What can we make of the letters B and O. I don't think that I can spin out half a page of drivel on Bang and Olufsen so I will just say that in my opinion they are still bloody overpriced for a not very good sound reproduction (in my opinion) but they always were.
I could spin out quite a lot on Body Odour and how I find it distasteful in the extreme. There is nothing "manly" about BO (or womanly for that matter) and it is a problem that rarely requires more than a good wash to remove and a regular change of clothes. Of course there are some individuals who are affected with medical conditions that cause intense and unpleasant BO (poor devils) but they are few and far between and in most smelly peoples cases it is poor personal hygiene (i.e. idleness) to blame. Having said that I am not going to gripe about people who start the day clean, do a days labour and at the end of it smell "hot and damp". When I worked at a pub outside Fareham, a lot of the clientèle were local labourers. At the end of the day, they would come in from a day's physical labour, often hot and sweaty, sup back a swift pint (rarely two) and then go home for a shower / bath / wash and a meal before returning to the pub later in the evening.
Bad Oberdorf. It sounds like a rotten place to stay but I can assure you that it has stunning views and lots of things to do for the active person. A most pleasant spot. Oh, if you don't want the hassle of reading that website in the original German, if you use Google Chrome then you can opt to translate the text into your national language (well, it does it into English so I am assuming that it is to your national language).
Basic Origami. Ah, the Japanese martial art of killing someone with a piece of folded paper... I used to be a black belt in Origami.

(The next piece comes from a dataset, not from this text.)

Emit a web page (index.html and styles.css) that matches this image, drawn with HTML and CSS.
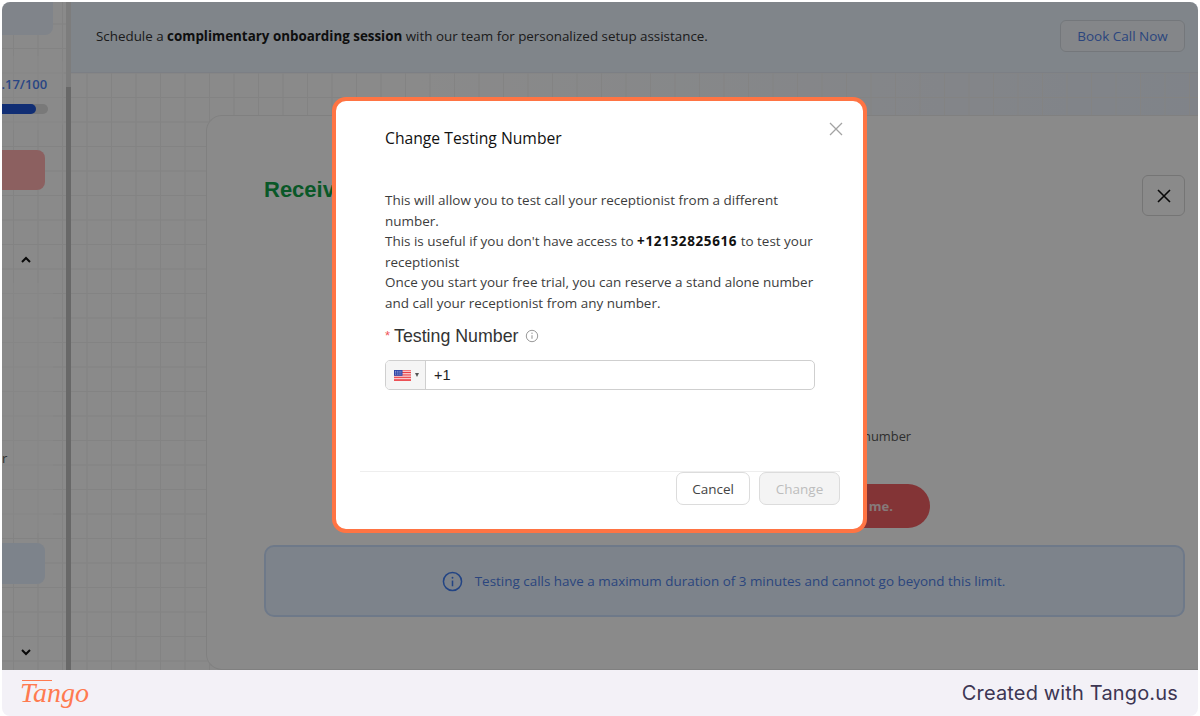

Black Olives. Oh yum! With a stronger flavour than their green cousins, black olives are one of the foods of the gods. I first came across them when I was about six because my father liked them on his baked beans on toast! The biggest problem with black olives was how to procure them all those year ago, which brings me on to British opprobrium (scornful contempt - that will save you looking it up) for foreign foodstuffs. I have never understood the British palette and the national scorn for "foreign muck". Thankfully with the advent of relatively cheap foreign travel, the British taste has become educated in a huge variety of foreign foods and now tasty treats such as black olives can be purchased from any supermarket but back in "those days" (almost fifty years ago) it was all but impossible to get hold of them and one was viewed with the gravest suspicion if one dared ask for them in delicatessens.
There. I think that I have just about done the B and O theme to death today. Next month it will be C and P. It only remains for me to wish you a Happy New Year and now I am going to Bugger Off!